Jesus refused the devil, saying He would only worship God. We are called to do the same thing every day of our lives.

In temptation three, the devil twists the Word of God, trying to entice Jesus to throw Himself off the pinnacle of the temple in Jerusalem. Some scholars believe that the pinnacle rose seven hundred feet from the the temple’s base.

God, the devil said, would catch Jesus. The devil pulled a few passages from the Old Testament out of their context, not taking into account everything God says in His Word to tempt Jesus, to try coaxing Jesus into jumping.

But Jesus responded, quoting Isaiah [verse 12], “It is said, ‘Do not put the Lord your God to the test.’”

Jesus knew God’s Word and because He did, He was ready to face whatever the devil or this world threw at Him. We need to know God’s Word for the same reason.
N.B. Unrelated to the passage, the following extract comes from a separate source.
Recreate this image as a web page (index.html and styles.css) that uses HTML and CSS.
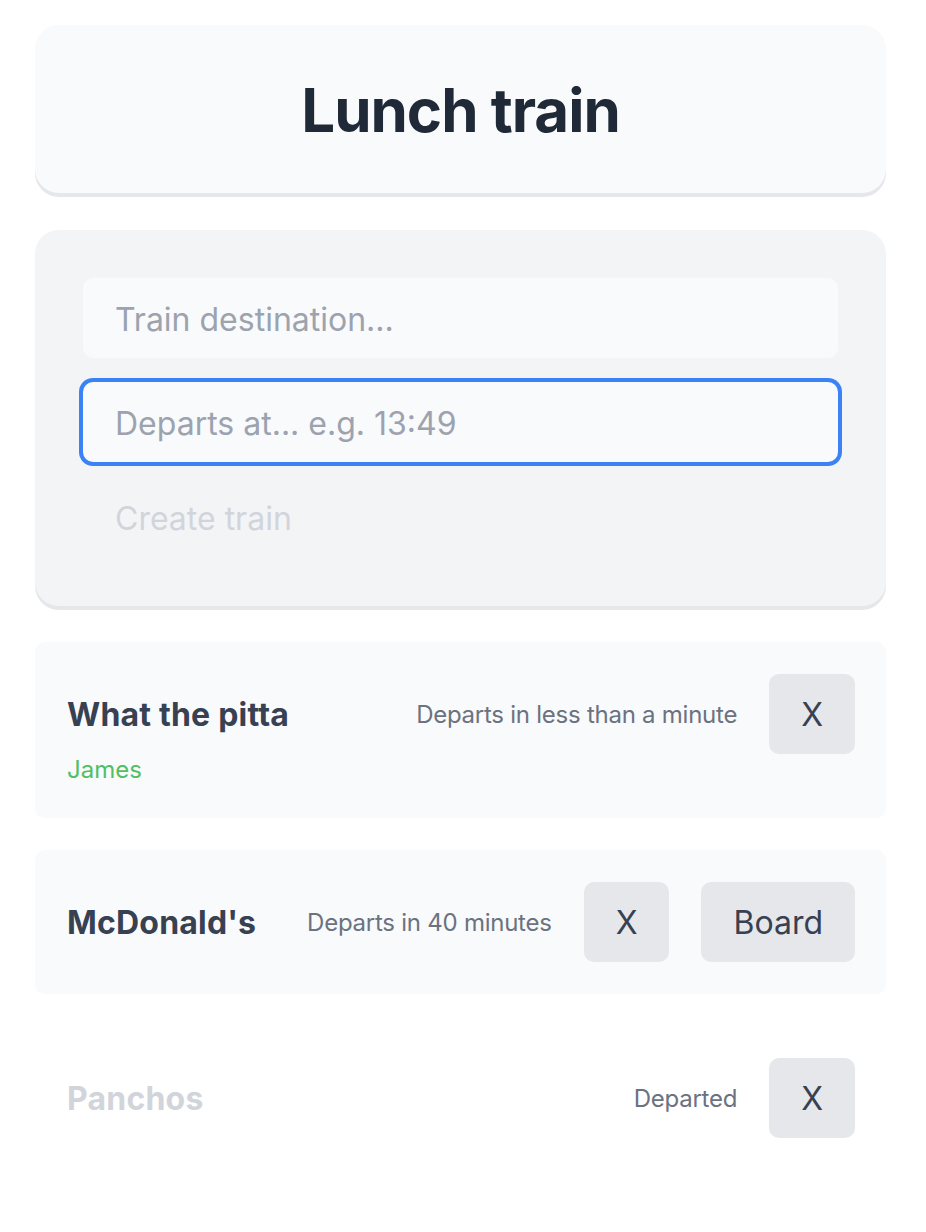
FILE: index.html
```html
<!DOCTYPE html>
<html lang="en">
<head>
<meta charset="utf-8">
<title>Lunch train</title>
<link rel="stylesheet" href="styles.css">
</head>
<body>
<main class="app">
  <header class="header-card">
    <h1 class="title">Lunch train</h1>
  </header>

  <form class="form-card">
    <input class="field" type="text" placeholder="Train destination...">
    <input class="field field-focus" type="text" placeholder="Departs at... e.g. 13:49">
    <button class="create-btn" type="button" disabled>Create train</button>
  </form>

  <section class="trains">
    <article class="train">
      <div class="train-row">
        <h2 class="train-name">What the pitta</h2>
        <div class="train-actions">
          <span class="train-status">Departs in less than a minute</span>
          <button class="btn" type="button">X</button>
        </div>
      </div>
      <div class="passenger">James</div>
    </article>

    <article class="train">
      <div class="train-row">
        <h2 class="train-name">McDonald's</h2>
        <div class="train-actions">
          <span class="train-status">Departs in 40 minutes</span>
          <button class="btn" type="button">X</button>
          <button class="btn" type="button">Board</button>
        </div>
      </div>
    </article>

    <article class="train train-departed">
      <div class="train-row">
        <h2 class="train-name">Panchos</h2>
        <div class="train-actions">
          <span class="train-status">Departed</span>
          <button class="btn" type="button">X</button>
        </div>
      </div>
    </article>
  </section>
</main>
</body>
</html>
```

FILE: styles.css
```css
* {
  box-sizing: border-box;
}

html, body {
  margin: 0;
  padding: 0;
  background: #ffffff;
}

body {
  font-family: Inter, "Noto Sans", "Liberation Sans", sans-serif;
  color: #374151;
}

.app {
  width: 851px;
  margin: 25px 0 0 35px;
}

.header-card {
  background: #f9fafb;
  border-radius: 24px;
  box-shadow: 0 4px 0 #e5e7eb;
  padding: 49px 48px 47px;
  margin-bottom: 37px;
  text-align: center;
}

.title {
  margin: 0;
  font-size: 60px;
  line-height: 72px;
  font-weight: 700;
  color: #1f2937;
  letter-spacing: -1px;
}

.form-card {
  background: #f3f4f6;
  border-radius: 24px;
  box-shadow: 0 4px 0 #e5e7eb;
  padding: 48px;
  margin: 0 0 36px 0;
  display: flex;
  flex-direction: column;
}

.field {
  display: block;
  width: 100%;
  height: 80px;
  padding: 17px 32px 15px;
  border: none;
  border-radius: 10px;
  background: #f9fafb;
  font-family: inherit;
  font-size: 32px;
  line-height: 48px;
  color: #374151;
  outline: none;
}

.field::placeholder {
  color: #9ca3af;
}

.field + .field {
  margin-top: 24px;
}

.field-focus {
  box-shadow: 0 0 0 4px #3b82f6;
}

.create-btn {
  margin-top: 16px;
  height: 80px;
  padding: 17px 32px 15px;
  border: none;
  background: transparent;
  font-family: inherit;
  font-size: 32px;
  line-height: 48px;
  color: #d1d5db;
  text-align: left;
}

.trains {
  display: flex;
  flex-direction: column;
  gap: 32px;
}

.train {
  background: #f9fafb;
  border-radius: 10px;
  padding: 32px 31px 32px 32px;
}

.train-departed {
  background: transparent;
}

.train-row {
  display: flex;
  align-items: center;
  justify-content: space-between;
}

.train-name {
  margin: 0;
  padding-top: 2px;
  font-size: 32px;
  line-height: 48px;
  font-weight: 700;
  color: #374151;
  letter-spacing: 0.2px;
}

.train-departed .train-name {
  color: #d1d5db;
}

.train-actions {
  display: flex;
  align-items: center;
  gap: 32px;
}

.train-status {
  padding-top: 2px;
  font-size: 24px;
  line-height: 32px;
  color: #6b7280;
  letter-spacing: -0.25px;
}

.btn {
  height: 80px;
  padding: 17px 32px 15px;
  border: none;
  border-radius: 10px;
  background: #e5e7eb;
  font-family: inherit;
  font-size: 32px;
  line-height: 48px;
  color: #374151;
}

.passenger {
  font-size: 24px;
  line-height: 32px;
  color: #52bf62;
}
```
As we face life’s tests, we can move through them to deeper faith and deeper maturity as people when we
  • rely on the Holy Spirit;
  • remember that as baptized believers in Jesus Christ, God has our back, we have nothing to prove to anybody, and can live each day in God’s grace;
  • remember that only God is worthy of our worship and lives lived in response to His grace; and always recall that by steeping ourselves in God’s Word, we are ready for anything.
Tests come in this life, temptations too. As someone has said, in this life, you're either coming into a storm, you're in a storm, or coming out of a storm. But we need not be overcome by any of these things.

As we surrender to Christ each day, we belong to God and through Jesus, we know that God is bigger than any temptation, any test, any challenge, even death.